The president of the College Board sent an e-mail to the group’s members yesterday apologizing for scoring problems on the SAT exam. He pledged the organization would learn from the experience.

“This situation has tested us. It has tested me,” Gaston Caperton wrote in an e-mail to members of the nonprofit College Board, which owns the SAT. “We could not be more sorry that this happened or more determined to learn from our experience and to press on more vigorously than ever with our educational mission.”

The board’s membership includes high schools, colleges and nonprofit groups.

Trouble with the October SAT sitting was first revealed in early March, followed by two announcements in subsequent weeks about problems with rescoring the exam. The disclosures came at the height of the admissions season, forcing many colleges to reopen files just as they were trying to make final decisions.

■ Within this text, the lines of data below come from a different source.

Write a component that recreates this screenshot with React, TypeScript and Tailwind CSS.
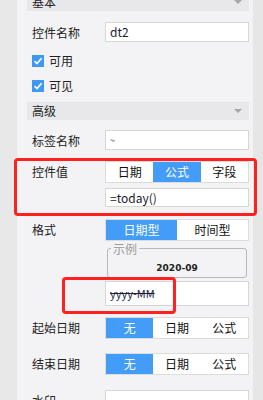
import type { ReactNode } from 'react'

const font = '"Microsoft YaHei", "Noto Sans CJK SC", "Liberation Sans", sans-serif'

function SectionHeader({ title, className = '' }: { title: string; className?: string }) {
  return (
    <div className={`h-5 flex items-center justify-between bg-[#e8e8ea] pl-[5px] pr-[7px] text-[12px] text-[#222] ${className}`}>
      <span>{title}</span>
      <span className="w-0 h-0 border-l-[4px] border-r-[4px] border-t-[4px] border-l-transparent border-r-transparent border-t-[#a6a6a6]" />
    </div>
  )
}

function Row({ label, children, className = '' }: { label?: string; children: ReactNode; className?: string }) {
  return (
    <div className={`flex ${className}`}>
      <div className="w-[78px] shrink-0 pl-[5px] pt-[1px] text-[12px] leading-[20px] text-[#222]">{label}</div>
      <div className="flex-1 flex flex-col">{children}</div>
    </div>
  )
}

function TextBox({ value, className = '', textClass = '' }: { value: string; className?: string; textClass?: string }) {
  return (
    <div className={`bg-white border border-[#d6d6d6] flex items-center pl-[4px] text-[12px] text-[#1b1b2e] ${className}`}>
      <span className={textClass}>{value}</span>
    </div>
  )
}

function Segmented({ items, active, cols }: { items: string[]; active: number; cols: 2 | 3 }) {
  return (
    <div className={`h-[22px] w-[144px] border border-[#dcdcdc] bg-white grid ${cols === 3 ? 'grid-cols-3' : 'grid-cols-2'}`}>
      {items.map((item, i) => (
        <div
          key={item}
          className={`flex items-center justify-center text-[12px] ${i === active ? 'bg-[#439cf7] text-white' : 'text-[#111]'}`}
        >
          {item}
        </div>
      ))}
    </div>
  )
}

function Check({ label }: { label: string }) {
  return (
    <div className="flex items-center gap-[5px] pl-[5px] h-[25px] text-[12px] text-[#222]">
      <span className="w-3 h-3 bg-[#3f98f4] flex items-center justify-center">
        <svg width="10" height="10" viewBox="0 0 10 10">
          <path d="M1.5 5.2 L4 7.6 L8.6 2.2" stroke="white" strokeWidth="1.6" fill="none" />
        </svg>
      </span>
      <span>{label}</span>
    </div>
  )
}

export default function App() {
  return (
    <div className="relative w-[263px] h-[400px] overflow-hidden flex" style={{ fontFamily: font }}>
      <div className="w-[17px] bg-[#e8e8e8]" />
      <div className="flex-1 bg-[#f3f3f5] pl-[10px] pr-[4px] flex flex-col -mt-[7px]">
        <SectionHeader title="基本" />
        <Row label="控件名称" className="mt-[11px]">
          <TextBox value="dt2" className="h-[20px]" />
        </Row>
        <div className="mt-[5px]">
          <Check label="可用" />
          <Check label="可见" />
        </div>
        <SectionHeader title="高级" className="mt-[4px]" />
        <Row label="标签名称" className="mt-[10px]">
          <TextBox value="~" className="h-[20px]" textClass="text-[9px] leading-none" />
        </Row>
        <Row label="控件值" className="mt-[10px]">
          <Segmented items={['日期', '公式', '字段']} active={1} cols={3} />
          <TextBox value="=today()" className="h-[19px] mt-[5px]" />
        </Row>
        <Row label="格式" className="mt-[12px]">
          <Segmented items={['日期型', '时间型']} active={0} cols={2} />
          <fieldset className="mt-[1px] mx-[2px] h-[36px] border border-[#b8b8b8] rounded-[3px] px-[3px] pb-0">
            <legend className="px-[2px] text-[12px] leading-[13px] text-[#9a9a9a]">示例</legend>
            <div className="text-center text-[9px] font-bold text-[#222] mt-[7px]" style={{ fontFamily: '"DejaVu Sans", sans-serif' }}>
              2020-09
            </div>
          </fieldset>
          <TextBox
            value="yyyy-MM"
            className="h-[25px] mt-[3px]"
            textClass="text-[11px] text-[#1a1a44] line-through decoration-[#222]"
          />
        </Row>
        <Row label="起始日期" className="mt-[11px]">
          <Segmented items={['无', '日期', '公式']} active={0} cols={3} />
        </Row>
        <Row label="结束日期" className="mt-[14px]">
          <Segmented items={['无', '日期', '公式']} active={0} cols={3} />
        </Row>
        <Row label="水印" className="mt-[15px]">
          <TextBox value="" className="h-[22px]" />
        </Row>
      </div>
      <div className="w-[10px] bg-[#e6e6e6]" />

      <div className="absolute left-[14px] top-[158px] w-[243px] h-[58px] border-[3px] border-[#ff2020] rounded-[4px]" />
      <div className="absolute left-[62px] top-[277px] w-[114px] h-[37px] border-[3px] border-[#ff2020] rounded-[4px]" />
    </div>
  )
}
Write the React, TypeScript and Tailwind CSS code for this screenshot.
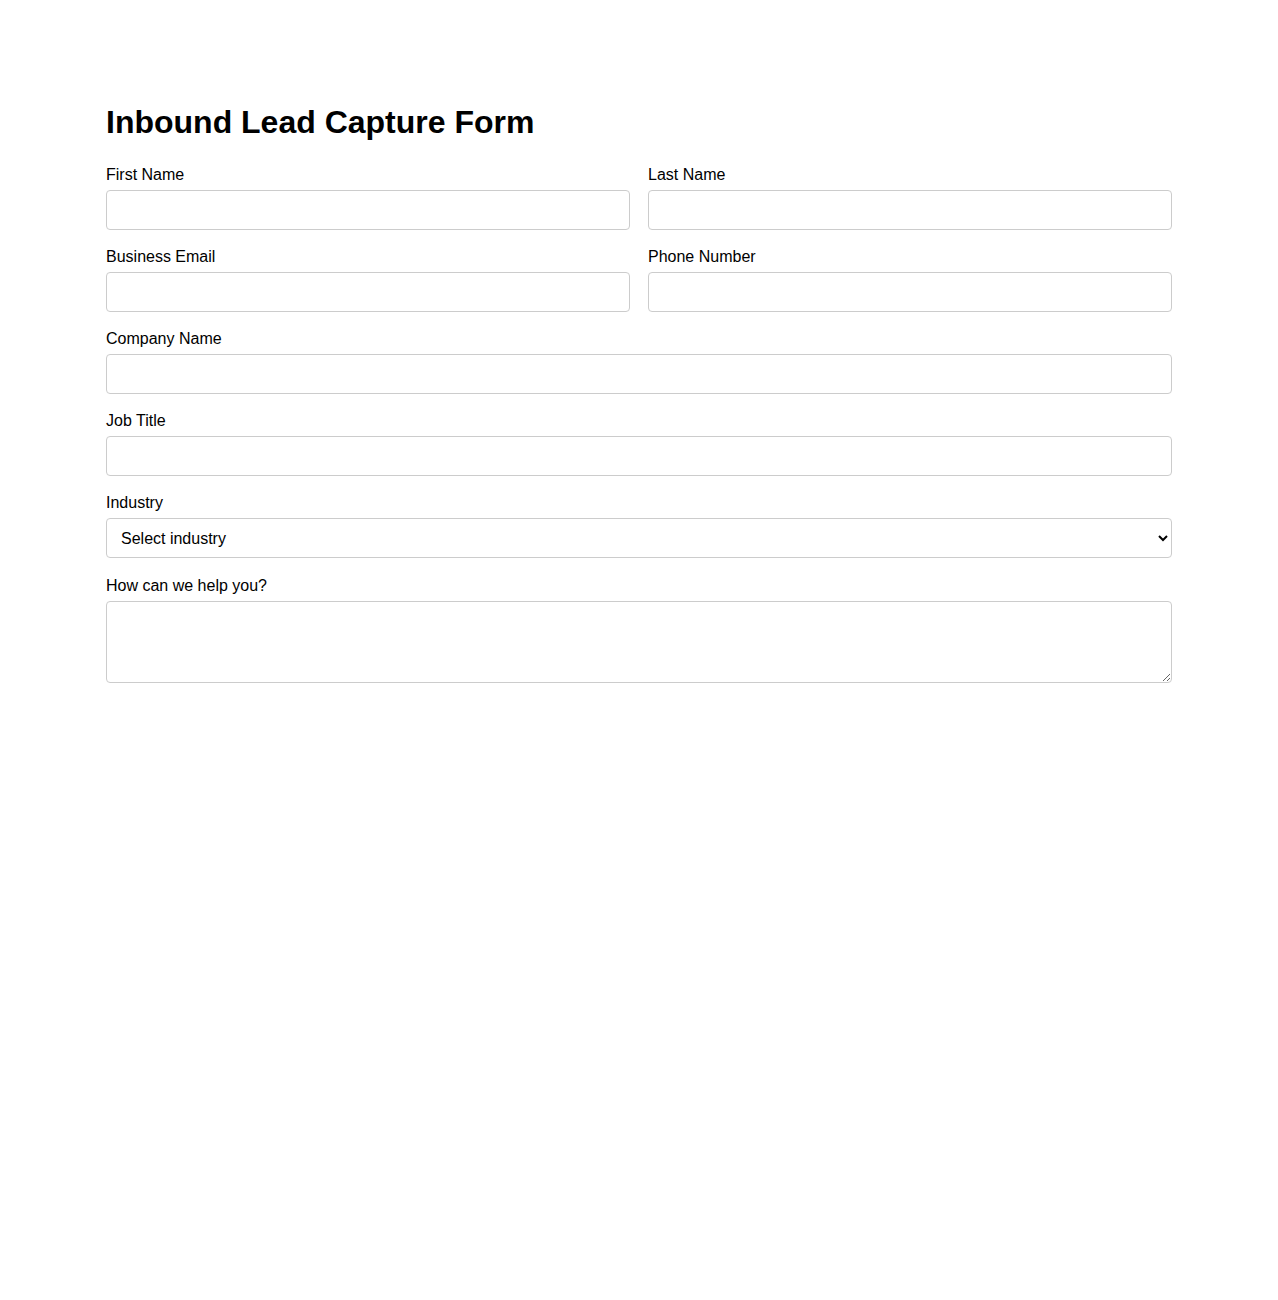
const inputClass =
  "block w-full h-10 rounded border border-[#cccccc] bg-white px-[10px] text-base text-black outline-none";

const labelClass = "mb-[6px] block leading-[19px]";

function Field({ label, id, type = "text" }: { label: string; id: string; type?: string }) {
  return (
    <div className="mb-[17px]">
      <label htmlFor={id} className={labelClass}>
        {label}
      </label>
      <input id={id} name={id} type={type} className={inputClass} />
    </div>
  );
}

export default function App() {
  return (
    <div className="min-h-screen bg-white font-['Liberation_Sans',Arial,sans-serif] text-base text-black">
      <form className="mx-auto w-[1066px] pt-[104px]">
        <h1 className="mb-[24px] text-[32px] font-bold leading-[37px]">Inbound Lead Capture Form</h1>

        <div className="grid grid-cols-2 gap-x-[18px]">
          <Field label="First Name" id="firstName" />
          <Field label="Last Name" id="lastName" />
          <Field label="Business Email" id="email" type="email" />
          <Field label="Phone Number" id="phone" type="tel" />
        </div>

        <Field label="Company Name" id="company" />
        <Field label="Job Title" id="jobTitle" />

        <div className="mb-[18px]">
          <label htmlFor="industry" className={labelClass}>
            Industry
          </label>
          <select id="industry" name="industry" defaultValue="" className={inputClass}>
            <option value="">Select industry</option>
            <option value="saas">Software / SaaS</option>
            <option value="finance">Financial Services</option>
            <option value="health">Healthcare</option>
            <option value="retail">Retail</option>
            <option value="other">Other</option>
          </select>
        </div>

        <div className="mb-4">
          <label htmlFor="message" className={labelClass}>
            How can we help you?
          </label>
          <textarea
            id="message"
            name="message"
            rows={3}
            className="block h-[82px] w-full rounded border border-[#cccccc] bg-white p-[10px] text-base text-black outline-none"
          />
        </div>
      </form>
    </div>
  );
}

Eventually, the College Board reported 4,411 of the 495,000 October test-takers received incorrectly low scores, 83 percent of them off by 40 points or less across the 2,400-point exam. In the worst case, an exam was off by 450 points.

Mr. Caperton’s note contained no significant new information about the problems, but did address criticism the College Board has faced for not re-reporting the scores of 613 students who received incorrectly high scores on the exam. Some admissions officers said those students may be unfairly taking admissions or scholarship slots from more deserving candidates.

Mr. Caperton said it would be unfair to lower the scores of students now that it is too late for them to take the test again. However, Mr. Caperton said the policy of not penalizing students for technical errors that work in their favor would be revisited by the SAT committee in May, at the request of some members.

“I personally have learned a great deal during this period,” wrote Mr. Caperton, a former governor of West Virginia. “Often, pain accompanies learning so I cannot say I have enjoyed this experience, and neither has anyone else at the College Board.”